Feed is a book about hope. About trust and faith. It presents a world in which faith is perverted and trust is betrayed and good intention has caused global calamity, and that is no kind of reason to stop trusting or to lose faith.
This is not the cultural moment in which I came of age. I read Future on Fire in a train station in 1991 and I kept wiping the tears from my eyes because I could feel its alienation in every part of my being. (I was also eighteen years old and very melodramatic. These things happen.) That was a world of people completely unable to reach out to others around them, no matter how hard they tried. Feed presents a future in which alienation is completely justified, yet all the characters exist in a web of relationships that are at the core of their identities. The bloggers have no job or purpose without a world of people who care. The politicians have no votes without engaged people who care. Cynical or not, this is a world of people who are real because of their connections to each other.

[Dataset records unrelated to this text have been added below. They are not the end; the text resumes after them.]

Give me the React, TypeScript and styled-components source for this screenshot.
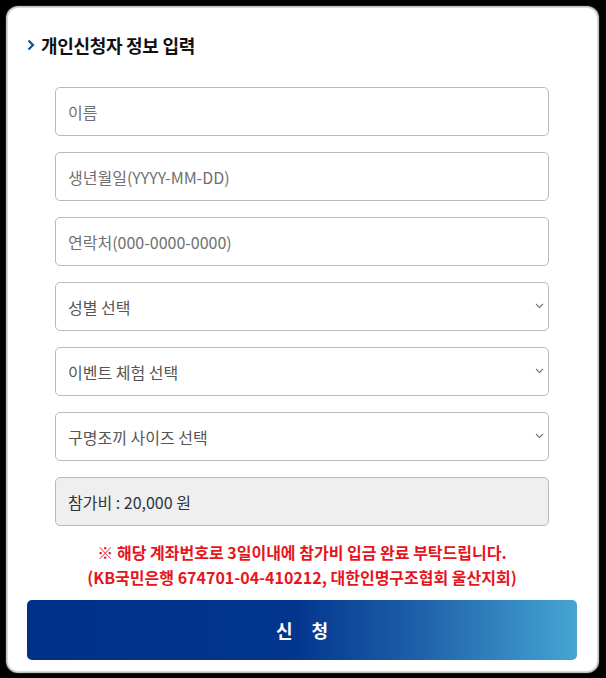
import styled, { createGlobalStyle } from "styled-components";

const GlobalStyle = createGlobalStyle`
  html, body {
    margin: 0;
    padding: 0;
    background: #000;
  }
  body {
    font-family: "Noto Sans CJK KR", "Noto Sans", sans-serif;
  }
  * {
    box-sizing: border-box;
  }
`;

const Card = styled.div`
  margin: 8px;
  width: 589px;
  height: 663px;
  background: #fff;
  border-radius: 10px;
  box-shadow: 0 0 1px 2px #d8d8d8;
  padding: 25px 20px 0 19px;
`;

const Heading = styled.h2`
  display: flex;
  align-items: center;
  gap: 6px;
  margin: 0 0 30px 0;
  font-size: 18px;
  line-height: 24px;
  font-weight: 700;
  color: #111;
  letter-spacing: -0.3px;
`;

const Fields = styled.div`
  display: flex;
  flex-direction: column;
  gap: 16px;
  padding: 0 28px 0 28px;
`;

const TextField = styled.input`
  width: 494px;
  height: 49px;
  border: 1px solid #b9b9b9;
  border-radius: 5px;
  padding: 0 12px;
  font-family: inherit;
  font-size: 16px;
  color: #333;
  background: #fff;
  outline: none;

  &::placeholder {
    color: #707070;
  }
`;

const SelectWrap = styled.div`
  position: relative;
  width: 494px;
  height: 49px;

  svg {
    position: absolute;
    right: 5px;
    top: 21px;
    pointer-events: none;
  }
`;

const Select = styled.select`
  width: 100%;
  height: 100%;
  appearance: none;
  border: 1px solid #b9b9b9;
  border-radius: 5px;
  padding: 0 12px;
  font-family: inherit;
  font-size: 16px;
  color: #555;
  background: #fff;
  outline: none;
`;

const FeeBox = styled.div`
  width: 494px;
  height: 49px;
  display: flex;
  align-items: center;
  border: 1px solid #b9b9b9;
  border-radius: 5px;
  padding: 0 12px;
  background: #efefef;
  font-size: 16px;
  color: #2f3440;
`;

const Notice = styled.p`
  margin: 14px 0 0;
  text-align: center;
  color: #e8141c;
  font-weight: 700;
  font-size: 16px;
  line-height: 25px;
  letter-spacing: 0;
`;

const SubmitButton = styled.button`
  display: block;
  margin-top: 10px;
  width: 550px;
  height: 60px;
  border: none;
  border-radius: 5px;
  background: linear-gradient(
    to right,
    #00318a 0%,
    #02358d 48%,
    #1f62aa 72%,
    #46a5d4 100%
  );
  color: #fff;
  font-family: inherit;
  font-size: 18px;
  font-weight: 700;
  letter-spacing: 19px;
  text-indent: 19px;
  cursor: pointer;
`;

function Chevron() {
  return (
    <svg width="9" height="6" viewBox="0 0 9 6">
      <path d="M1 1 L4.5 4.5 L8 1" fill="none" stroke="#777" strokeWidth="1.1" />
    </svg>
  );
}

function HeadArrow() {
  return (
    <svg width="8" height="12" viewBox="0 0 8 12">
      <path d="M1.5 1.5 L6 6 L1.5 10.5" fill="none" stroke="#144f8f" strokeWidth="2.2" />
    </svg>
  );
}

const selects = ["성별 선택", "이벤트 체험 선택", "구명조끼 사이즈 선택"];

export default function App() {
  return (
    <>
      <GlobalStyle />
      <Card>
        <Heading>
          <HeadArrow />
          개인신청자 정보 입력
        </Heading>
        <Fields>
          <TextField placeholder="이름" />
          <TextField placeholder="생년월일(YYYY-MM-DD)" />
          <TextField placeholder="연락처(000-0000-0000)" />
          {selects.map((s) => (
            <SelectWrap key={s}>
              <Select defaultValue="">
                <option value="">{s}</option>
              </Select>
              <Chevron />
            </SelectWrap>
          ))}
          <FeeBox>참가비 : 20,000 원</FeeBox>
        </Fields>
        <Notice>
          ※ 해당 계좌번호로 3일이내에 참가비 입금 완료 부탁드립니다.
          <br />
          (KB국민은행 674701-04-410212, 대한인명구조협회 울산지회)
        </Notice>
        <SubmitButton>신청</SubmitButton>
      </Card>
    </>
  );
}
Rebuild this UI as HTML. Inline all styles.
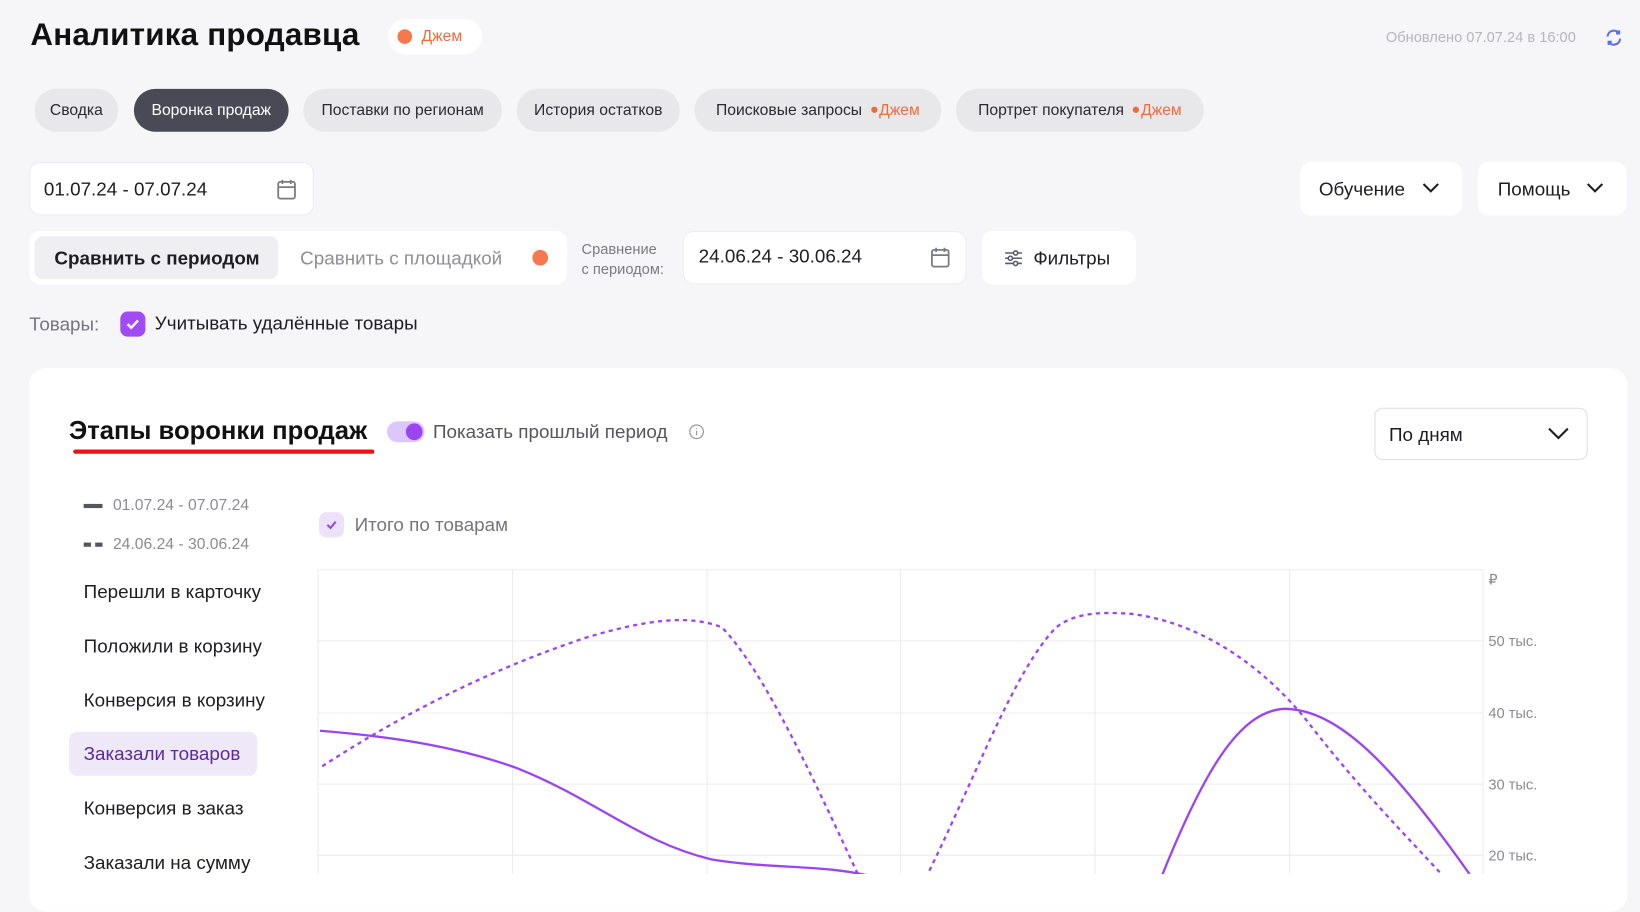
<!DOCTYPE html>
<html><head><meta charset="utf-8">
<style>
html,body{margin:0;padding:0;width:1640px;height:874px;overflow:hidden;background:#f6f6f8;}
#p{position:absolute;left:0;top:0;width:1568px;height:836px;transform:scale(1.04592,1.04545);transform-origin:0 0;font-family:"Liberation Sans",sans-serif;color:#1d1d22;}
.a{position:absolute;white-space:nowrap;}
.tab{position:absolute;top:85px;height:41px;border-radius:21px;background:#e8e8eb;font-size:15px;line-height:41px;text-align:center;color:#2a2a30;}
.box{position:absolute;background:#fff;border-radius:10px;}
.jam{color:#f26a3a;}
.dot{display:inline-block;width:6px;height:6px;border-radius:50%;background:#f26a3a;vertical-align:middle;margin:0 2px 2px 0;}
.m{position:absolute;left:80px;font-size:18px;color:#1d1d22;}
.yl{position:absolute;left:1423px;font-size:14px;color:#8b8b93;}
</style></head><body><div id="p">
<div class="a" style="left:29px;top:17px;font-size:30px;font-weight:bold;color:#111;letter-spacing:0.2px;">Аналитика продавца</div>
<div class="a" style="left:371px;top:18px;width:90px;height:34px;border-radius:17px;background:#fff;"></div>
<div class="a" style="left:380px;top:28px;width:14px;height:14px;border-radius:50%;background:#f47a4e;"></div>
<div class="a jam" style="left:403px;top:26px;font-size:15px;">Джем</div>
<div class="a" style="left:1325px;top:27px;font-size:14px;color:#b6b6bd;">Обновлено 07.07.24 в 16:00</div>
<svg class="a" style="left:1534px;top:27px" width="18" height="18" viewBox="0 0 18 18" fill="none" stroke="#5a6ef0" stroke-width="2"><path d="M3 8a6 6 0 0 1 11-3M15 10a6 6 0 0 1-11 3"/><path d="M14 2v3h-3M4 16v-3h3"/></svg>

<div class="tab" style="left:33px;width:80px;">Сводка</div>
<div class="tab" style="left:128px;width:148px;background:#4a4a57;color:#fff;">Воронка продаж</div>
<div class="tab" style="left:290px;width:190px;">Поставки по регионам</div>
<div class="tab" style="left:494px;width:156px;">История остатков</div>
<div class="tab" style="left:664px;width:236px;">Поисковые запросы &nbsp;<span class="dot"></span><span class="jam">Джем</span></div>
<div class="tab" style="left:914px;width:237px;">Портрет покупателя &nbsp;<span class="dot"></span><span class="jam">Джем</span></div>

<div class="box" style="left:28px;top:155px;width:272px;height:51px;border:1px solid #ececef;box-sizing:border-box;"></div>
<div class="a" style="left:42px;top:171px;font-size:18px;">01.07.24 - 07.07.24</div>
<svg class="a" style="left:263px;top:170px" width="22" height="22" viewBox="0 0 22 22" fill="none" stroke="#7a7a84" stroke-width="1.7"><rect x="3" y="4" width="16" height="16" rx="2"/><path d="M3 9h16M7 2v4M15 2v4"/></svg>

<div class="box" style="left:1243px;top:155px;width:155px;height:51px;"></div>
<div class="a" style="left:1261px;top:171px;font-size:18px;">Обучение</div>
<svg class="a" style="left:1358px;top:173px" width="20" height="14" viewBox="0 0 20 14" fill="none" stroke="#1d1d22" stroke-width="2"><path d="M3 3l7 7 7-7"/></svg>
<div class="box" style="left:1413px;top:155px;width:142px;height:51px;"></div>
<div class="a" style="left:1432px;top:171px;font-size:18px;">Помощь</div>
<svg class="a" style="left:1515px;top:173px" width="20" height="14" viewBox="0 0 20 14" fill="none" stroke="#1d1d22" stroke-width="2"><path d="M3 3l7 7 7-7"/></svg>

<div class="box" style="left:28px;top:221px;width:514px;height:51px;"></div>
<div class="a" style="left:33px;top:226px;width:233px;height:41px;border-radius:8px;background:#efeff2;"></div>
<div class="a" style="left:52px;top:237px;font-size:18px;font-weight:600;">Сравнить с периодом</div>
<div class="a" style="left:287px;top:237px;font-size:18px;color:#8e8e96;">Сравнить с площадкой</div>
<div class="a" style="left:509px;top:239px;width:15px;height:15px;border-radius:50%;background:#f47a4e;"></div>
<div class="a" style="left:556px;top:229px;font-size:14px;color:#7a7a82;line-height:19px;">Сравнение<br>с периодом:</div>
<div class="box" style="left:653px;top:221px;width:271px;height:51px;border:1px solid #ececef;box-sizing:border-box;"></div>
<div class="a" style="left:668px;top:235px;font-size:18px;">24.06.24 - 30.06.24</div>
<svg class="a" style="left:888px;top:235px" width="22" height="22" viewBox="0 0 22 22" fill="none" stroke="#7a7a84" stroke-width="1.7"><rect x="3" y="4" width="16" height="16" rx="2"/><path d="M3 9h16M7 2v4M15 2v4"/></svg>
<div class="box" style="left:939px;top:221px;width:147px;height:51px;"></div>
<svg class="a" style="left:959px;top:237px" width="20" height="20" viewBox="0 0 20 20" fill="none" stroke="#5a5a64" stroke-width="1.5"><path d="M2 5h16M2 10h16M2 15h16"/><circle cx="12" cy="5" r="2" fill="#fff"/><circle cx="7" cy="10" r="2" fill="#fff"/><circle cx="12" cy="15" r="2" fill="#fff"/></svg>
<div class="a" style="left:988px;top:237px;font-size:18px;font-weight:500;">Фильтры</div>

<div class="a" style="left:28px;top:300px;font-size:18px;color:#75757d;">Товары:</div>
<div class="a" style="left:115px;top:298px;width:24px;height:24px;border-radius:7px;background:#a24af4;"></div>
<svg class="a" style="left:115px;top:298px" width="24" height="24" viewBox="0 0 24 24" fill="none" stroke="#fff" stroke-width="2.4"><path d="M7 12l3.5 3.5L17 8.5"/></svg>
<div class="a" style="left:148px;top:299px;font-size:18px;">Учитывать удалённые товары</div>

<div class="box" style="left:28px;top:352px;width:1528px;height:520px;border-radius:16px;"></div>
<div class="a" style="left:66px;top:399px;font-size:24.5px;font-weight:600;color:#111;">Этапы воронки продаж</div>
<div class="a" style="left:70px;top:430px;width:288px;height:4px;border-radius:2px;background:#e8141a;"></div>
<div class="a" style="left:370px;top:403px;width:36px;height:20px;border-radius:10px;background:#dcc7fb;"></div>
<div class="a" style="left:388px;top:405px;width:16px;height:16px;border-radius:50%;background:#9a44f2;"></div>
<div class="a" style="left:414px;top:403px;font-size:18px;color:#55555d;">Показать прошлый период</div>
<svg class="a" style="left:658px;top:405px" width="16" height="16" viewBox="0 0 16 16" fill="none" stroke="#9a9aa2" stroke-width="1.2"><circle cx="8" cy="8" r="6.5"/><path d="M8 7v4.5M8 4.5v1"/></svg>
<div class="a" style="left:1314px;top:390px;width:204px;height:50px;border:1px solid #dedee2;border-radius:8px;box-sizing:border-box;background:#fff;"></div>
<div class="a" style="left:1328px;top:406px;font-size:18px;">По дням</div>
<svg class="a" style="left:1478px;top:407px" width="24" height="16" viewBox="0 0 24 16" fill="none" stroke="#1d1d22" stroke-width="2"><path d="M3 3l9 9 9-9"/></svg>

<div class="a" style="left:80px;top:482px;width:18px;height:4px;background:#55555d;"></div>
<div class="a" style="left:108px;top:475px;font-size:15px;color:#8b8b93;">01.07.24 - 07.07.24</div>
<div class="a" style="left:80px;top:519px;width:7px;height:4px;background:#55555d;"></div>
<div class="a" style="left:91px;top:519px;width:7px;height:4px;background:#55555d;"></div>
<div class="a" style="left:108px;top:512px;font-size:15px;color:#8b8b93;">24.06.24 - 30.06.24</div>
<div class="m" style="top:556px;">Перешли в карточку</div>
<div class="m" style="top:608px;">Положили в корзину</div>
<div class="m" style="top:660px;">Конверсия в корзину</div>
<div class="a" style="left:66px;top:700px;width:180px;height:42px;border-radius:8px;background:#efe8f9;"></div>
<div class="m" style="top:711px;color:#5b2aa0;">Заказали товаров</div>
<div class="m" style="top:763px;">Конверсия в заказ</div>
<div class="m" style="top:815px;">Заказали на сумму</div>

<div class="a" style="left:305px;top:490px;width:24px;height:24px;border-radius:7px;background:#ede2fc;"></div>
<svg class="a" style="left:305px;top:490px" width="24" height="24" viewBox="0 0 24 24" fill="none" stroke="#9a44f2" stroke-width="2"><path d="M8 12l3 3 5-6"/></svg>
<div class="a" style="left:339px;top:492px;font-size:18px;color:#75757d;">Итого по товарам</div>

<svg class="a" style="left:0;top:0" width="1568" height="836" viewBox="0 0 1568 836" fill="none">
<g stroke="#ececef" stroke-width="1">
<path d="M304 545H1418M304 613H1418M304 682H1418M304 750H1418M304 818H1418"/>
<path d="M304 545V836M490 545V836M676 545V836M861 545V836M1047 545V836M1233 545V836M1418 545V836"/>
</g>
<g stroke="#9a44f2" stroke-width="2.2">
<path d="M306 699C380 705 440 715 495 735C570 765 610 805 680 822C740 832 790 826 840 840"/>
<path d="M1110 840C1150 740 1185 678 1230 678C1280 680 1330 730 1405 836"/>
<path stroke-dasharray="4 4" d="M308 733C390 680 470 640 560 610C620 592 660 588 690 600C730 640 780 750 822 840"/>
<path stroke-dasharray="4 4" d="M885 840C930 750 970 640 1010 600C1030 584 1060 586 1080 587C1150 595 1210 640 1250 690C1300 755 1345 800 1378 836"/>
</g>
</svg>
<div class="yl" style="left:1423px;top:546px;">₽</div>
<div class="yl" style="top:605px;">50 тыс.</div>
<div class="yl" style="top:674px;">40 тыс.</div>
<div class="yl" style="top:742px;">30 тыс.</div>
<div class="yl" style="top:810px;">20 тыс.</div>
</div></body></html>
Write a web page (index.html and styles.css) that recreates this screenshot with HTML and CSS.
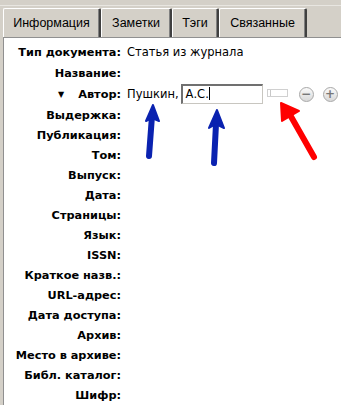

I’m glad this is someone’s cultural moment. I’m glad that this is one possible zeitgeist, identified only in hindsight as we all glance back at it. Today is my daughter’s eighth birthday, and I would rather give her the future of Feed, zombies and imminent threat of death included, than the cold struggle for power and identity that belonged to Molly and Case.
Filed under: Books, Optimistic Humanist, Review | Tagged: cyberpunk, feed, mira grant, neuromancer, seanan mcguire, zombies |

I felt very similarly about Feed, and I’m so glad to see someone else had the same POV. It really does give one hope regarding the new spirit of community.